# Chicken wings?



## TinyTails (Jun 24, 2011)

Hello I've heard such great things on here about how raw helps clean our pups teeth and was hoping to get some suggestions on how I can incorporate some raw just for that purpose. I feed a mix of ziwipeak and acana Pacifica in the am to cut down the cost of the ziwipeak  then for dinner honest kitchen. I rotate some raw pre made for morning meals as well but due to budget I have to keep some acana in the picture for now. What would be a good snack for my pups a once or twice a week to help clean teeth ? One is 11lbs and the other is 13lbs. I saw some suggestions of chicken wings. Thanks


----------



## Brodysmom (Jan 8, 2009)

Chicken wings are fine! Use in place of a meal. I usually try to cut off most of the fat if they are really fatty. Check the sodium level and keep the sodium at 100mg or less per 4 ounce serving. Lots of chicken (and pork too) is enhanced with sodium. 

You can also do a pork rib or even a beef rib. They might just chew the ends, but that's OK. They can be a good workout. 

Chicken or even turkey necks can be good for teeth as well. Use your own judgement as you want them to gnaw and really work on it, not just try to gobble it down. There's no tooth benefits to a greedy gus that just wants to gulp it. Some people will throw a towel on their lap and then hold the meaty bone and let the dog lie on your lap and work on it. That can help teach them how to gnaw/work on the bone and get the dental benefits. Again, this is a case of knowing your dog, as some will become possessive of the bone and think that you holding it means they better grab and run. 

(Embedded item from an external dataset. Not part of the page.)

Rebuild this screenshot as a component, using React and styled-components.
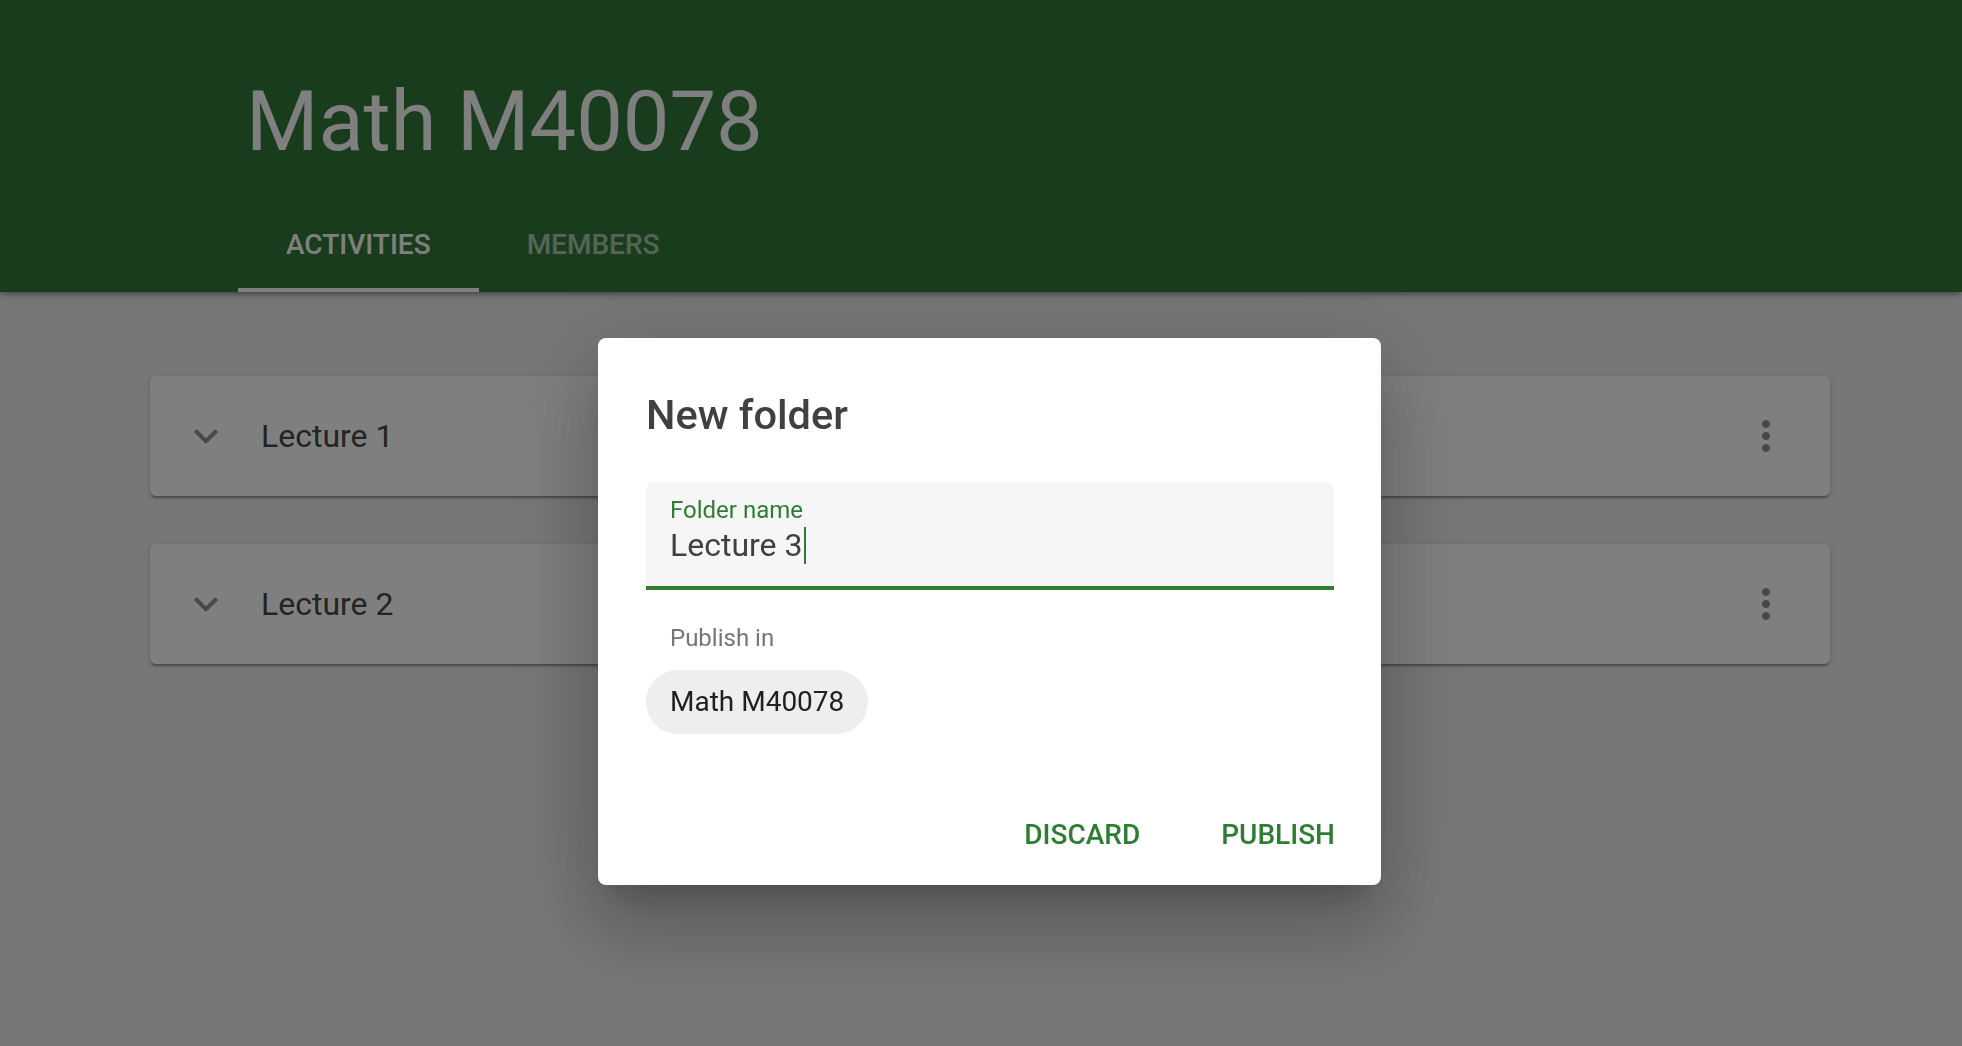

I will throw this out also - the soup bones sold in grocery stores, raw of course, can be a good workout. IF your dog isn't a power chewer. This is also a case of knowing your dog as weight bearing bones (soup bones are femurs, so they are very dense as they are the leg bones of cows) can break teeth! Having said that, Brody will lay on a towel and gnaw on a soup bone for hours. He gets off every bit of meat/gristle and chews/gnaws like crazy. (I poke out the marrow/fat in the middle first). So they are an occasional treat.

Bully sticks are also an awesome chew. They can be good for dental health as well, depending on the dog.


----------



## TinyTails (Jun 24, 2011)

I think my dogs are gulpers  We used to do bully sticks and I still do once in a while but I have to take them away when they are halfway done because we have had a few gulping - trying to swallow the whole bully stick incidents. Now we stick mostly to Himalayan dog chews. I have given Deuce a duck neck before and that did not end well - when the other pup walked by he swallowed it whole and was gasping for air for a few minutes. I think I would need something they can't swallow whole since they are greedy little chihuahuas lol. He does like when I sit with him and hold his himalayan chew though so maybe that would be a good idea with the meat as well. The chicken wing might be good since they can't really swallow the whole thing.


----------